__Aim__.
Leave out every picture, then transcribe the rest of the listing exactly.

-- START OF Recorded information --

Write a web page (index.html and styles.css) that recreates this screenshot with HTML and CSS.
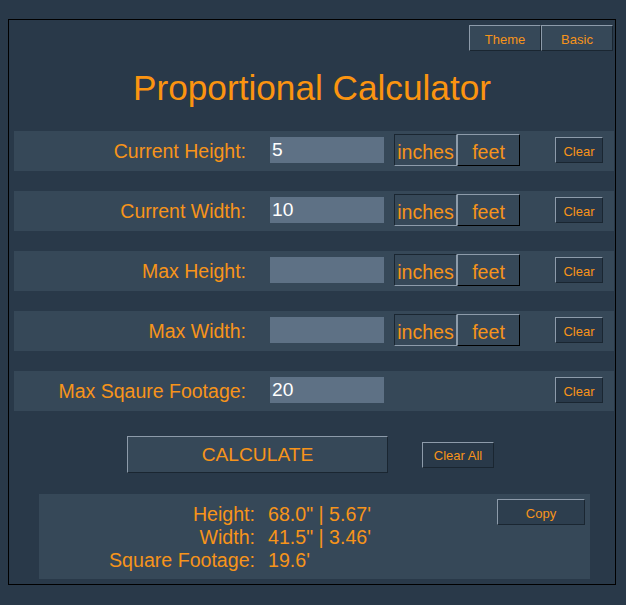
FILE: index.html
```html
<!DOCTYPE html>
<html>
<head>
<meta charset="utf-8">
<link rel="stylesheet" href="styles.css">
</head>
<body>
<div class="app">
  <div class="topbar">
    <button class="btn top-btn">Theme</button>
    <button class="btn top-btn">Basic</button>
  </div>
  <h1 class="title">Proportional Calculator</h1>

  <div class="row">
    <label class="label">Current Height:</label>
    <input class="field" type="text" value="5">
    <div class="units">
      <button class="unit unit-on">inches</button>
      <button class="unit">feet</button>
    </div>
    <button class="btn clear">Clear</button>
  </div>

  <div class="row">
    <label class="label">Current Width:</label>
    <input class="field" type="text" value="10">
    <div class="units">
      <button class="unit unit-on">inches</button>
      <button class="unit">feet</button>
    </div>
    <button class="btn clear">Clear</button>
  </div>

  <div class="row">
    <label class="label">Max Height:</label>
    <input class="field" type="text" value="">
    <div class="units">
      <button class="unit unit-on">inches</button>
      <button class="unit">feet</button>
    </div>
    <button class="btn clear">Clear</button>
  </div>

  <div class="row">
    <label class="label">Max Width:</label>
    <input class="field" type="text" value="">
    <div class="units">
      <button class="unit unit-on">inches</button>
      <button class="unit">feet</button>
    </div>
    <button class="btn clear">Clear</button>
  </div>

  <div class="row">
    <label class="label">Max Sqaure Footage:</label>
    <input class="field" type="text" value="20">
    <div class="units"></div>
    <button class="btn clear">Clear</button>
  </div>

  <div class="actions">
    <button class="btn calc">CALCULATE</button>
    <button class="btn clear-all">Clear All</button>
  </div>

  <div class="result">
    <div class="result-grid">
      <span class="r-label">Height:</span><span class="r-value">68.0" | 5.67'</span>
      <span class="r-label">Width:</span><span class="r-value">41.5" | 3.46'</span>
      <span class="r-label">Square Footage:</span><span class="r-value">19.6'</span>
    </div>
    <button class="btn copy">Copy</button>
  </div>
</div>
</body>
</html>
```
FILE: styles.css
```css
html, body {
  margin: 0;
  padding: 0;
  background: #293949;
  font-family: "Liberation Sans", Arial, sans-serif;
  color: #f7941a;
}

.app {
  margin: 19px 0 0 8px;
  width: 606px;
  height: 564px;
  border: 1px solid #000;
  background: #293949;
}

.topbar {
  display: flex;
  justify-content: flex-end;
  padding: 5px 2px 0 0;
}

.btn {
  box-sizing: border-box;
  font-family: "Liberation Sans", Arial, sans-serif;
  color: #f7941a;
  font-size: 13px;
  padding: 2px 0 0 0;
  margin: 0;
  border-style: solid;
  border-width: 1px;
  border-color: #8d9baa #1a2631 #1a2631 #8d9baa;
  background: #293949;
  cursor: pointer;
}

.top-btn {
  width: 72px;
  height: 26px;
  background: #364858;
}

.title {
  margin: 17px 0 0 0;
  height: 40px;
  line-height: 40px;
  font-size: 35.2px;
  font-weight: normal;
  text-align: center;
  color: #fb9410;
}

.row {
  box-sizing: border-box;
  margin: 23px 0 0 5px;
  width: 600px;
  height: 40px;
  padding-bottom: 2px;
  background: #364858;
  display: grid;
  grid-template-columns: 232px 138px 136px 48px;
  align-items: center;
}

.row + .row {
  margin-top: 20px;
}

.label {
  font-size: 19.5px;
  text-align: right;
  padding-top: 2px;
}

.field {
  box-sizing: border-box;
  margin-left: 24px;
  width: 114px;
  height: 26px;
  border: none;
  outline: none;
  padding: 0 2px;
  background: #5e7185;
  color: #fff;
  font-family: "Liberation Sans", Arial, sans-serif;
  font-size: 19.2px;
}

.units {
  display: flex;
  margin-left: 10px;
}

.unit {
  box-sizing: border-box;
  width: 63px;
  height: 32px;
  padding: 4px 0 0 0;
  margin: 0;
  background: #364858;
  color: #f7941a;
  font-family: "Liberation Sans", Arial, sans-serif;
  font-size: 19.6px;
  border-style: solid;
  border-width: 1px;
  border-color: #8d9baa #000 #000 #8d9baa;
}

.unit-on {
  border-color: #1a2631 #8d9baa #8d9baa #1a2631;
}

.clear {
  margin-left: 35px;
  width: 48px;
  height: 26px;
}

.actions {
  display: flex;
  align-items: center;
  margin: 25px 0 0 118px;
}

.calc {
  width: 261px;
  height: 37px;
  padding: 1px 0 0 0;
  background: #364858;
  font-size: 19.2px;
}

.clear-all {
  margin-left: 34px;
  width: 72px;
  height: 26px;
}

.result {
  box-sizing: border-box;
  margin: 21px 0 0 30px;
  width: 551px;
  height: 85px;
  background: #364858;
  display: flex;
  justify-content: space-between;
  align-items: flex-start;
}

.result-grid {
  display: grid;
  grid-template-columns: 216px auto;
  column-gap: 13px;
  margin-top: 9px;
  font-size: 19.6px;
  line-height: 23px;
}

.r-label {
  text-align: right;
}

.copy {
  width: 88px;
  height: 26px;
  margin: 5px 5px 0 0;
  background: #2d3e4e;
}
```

-- END OF Recorded information --

__Solution to the problem__.
Write a web page (index.html and styles.css) that recreates this screenshot with HTML and CSS.
FILE: index.html
```html
<!DOCTYPE html>
<html>
<head>
<meta charset="utf-8">
<link rel="stylesheet" href="styles.css">
</head>
<body>
<div class="app">
  <div class="topbar">
    <button class="btn top-btn">Theme</button>
    <button class="btn top-btn">Basic</button>
  </div>
  <h1 class="title">Proportional Calculator</h1>

  <div class="row">
    <label class="label">Current Height:</label>
    <input class="field" type="text" value="5">
    <div class="units">
      <button class="unit unit-on">inches</button>
      <button class="unit">feet</button>
    </div>
    <button class="btn clear">Clear</button>
  </div>

  <div class="row">
    <label class="label">Current Width:</label>
    <input class="field" type="text" value="10">
    <div class="units">
      <button class="unit unit-on">inches</button>
      <button class="unit">feet</button>
    </div>
    <button class="btn clear">Clear</button>
  </div>

  <div class="row">
    <label class="label">Max Height:</label>
    <input class="field" type="text" value="">
    <div class="units">
      <button class="unit unit-on">inches</button>
      <button class="unit">feet</button>
    </div>
    <button class="btn clear">Clear</button>
  </div>

  <div class="row">
    <label class="label">Max Width:</label>
    <input class="field" type="text" value="">
    <div class="units">
      <button class="unit unit-on">inches</button>
      <button class="unit">feet</button>
    </div>
    <button class="btn clear">Clear</button>
  </div>

  <div class="row">
    <label class="label">Max Sqaure Footage:</label>
    <input class="field" type="text" value="20">
    <div class="units"></div>
    <button class="btn clear">Clear</button>
  </div>

  <div class="actions">
    <button class="btn calc">CALCULATE</button>
    <button class="btn clear-all">Clear All</button>
  </div>

  <div class="result">
    <div class="result-grid">
      <span class="r-label">Height:</span><span class="r-value">68.0" | 5.67'</span>
      <span class="r-label">Width:</span><span class="r-value">41.5" | 3.46'</span>
      <span class="r-label">Square Footage:</span><span class="r-value">19.6'</span>
    </div>
    <button class="btn copy">Copy</button>
  </div>
</div>
</body>
</html>
```
FILE: styles.css
```css
html, body {
  margin: 0;
  padding: 0;
  background: #293949;
  font-family: "Liberation Sans", Arial, sans-serif;
  color: #f7941a;
}

.app {
  margin: 19px 0 0 8px;
  width: 606px;
  height: 564px;
  border: 1px solid #000;
  background: #293949;
}

.topbar {
  display: flex;
  justify-content: flex-end;
  padding: 5px 2px 0 0;
}

.btn {
  box-sizing: border-box;
  font-family: "Liberation Sans", Arial, sans-serif;
  color: #f7941a;
  font-size: 13px;
  padding: 2px 0 0 0;
  margin: 0;
  border-style: solid;
  border-width: 1px;
  border-color: #8d9baa #1a2631 #1a2631 #8d9baa;
  background: #293949;
  cursor: pointer;
}

.top-btn {
  width: 72px;
  height: 26px;
  background: #364858;
}

.title {
  margin: 17px 0 0 0;
  height: 40px;
  line-height: 40px;
  font-size: 35.2px;
  font-weight: normal;
  text-align: center;
  color: #fb9410;
}

.row {
  box-sizing: border-box;
  margin: 23px 0 0 5px;
  width: 600px;
  height: 40px;
  padding-bottom: 2px;
  background: #364858;
  display: grid;
  grid-template-columns: 232px 138px 136px 48px;
  align-items: center;
}

.row + .row {
  margin-top: 20px;
}

.label {
  font-size: 19.5px;
  text-align: right;
  padding-top: 2px;
}

.field {
  box-sizing: border-box;
  margin-left: 24px;
  width: 114px;
  height: 26px;
  border: none;
  outline: none;
  padding: 0 2px;
  background: #5e7185;
  color: #fff;
  font-family: "Liberation Sans", Arial, sans-serif;
  font-size: 19.2px;
}

.units {
  display: flex;
  margin-left: 10px;
}

.unit {
  box-sizing: border-box;
  width: 63px;
  height: 32px;
  padding: 4px 0 0 0;
  margin: 0;
  background: #364858;
  color: #f7941a;
  font-family: "Liberation Sans", Arial, sans-serif;
  font-size: 19.6px;
  border-style: solid;
  border-width: 1px;
  border-color: #8d9baa #000 #000 #8d9baa;
}

.unit-on {
  border-color: #1a2631 #8d9baa #8d9baa #1a2631;
}

.clear {
  margin-left: 35px;
  width: 48px;
  height: 26px;
}

.actions {
  display: flex;
  align-items: center;
  margin: 25px 0 0 118px;
}

.calc {
  width: 261px;
  height: 37px;
  padding: 1px 0 0 0;
  background: #364858;
  font-size: 19.2px;
}

.clear-all {
  margin-left: 34px;
  width: 72px;
  height: 26px;
}

.result {
  box-sizing: border-box;
  margin: 21px 0 0 30px;
  width: 551px;
  height: 85px;
  background: #364858;
  display: flex;
  justify-content: space-between;
  align-items: flex-start;
}

.result-grid {
  display: grid;
  grid-template-columns: 216px auto;
  column-gap: 13px;
  margin-top: 9px;
  font-size: 19.6px;
  line-height: 23px;
}

.r-label {
  text-align: right;
}

.copy {
  width: 88px;
  height: 26px;
  margin: 5px 5px 0 0;
  background: #2d3e4e;
}
```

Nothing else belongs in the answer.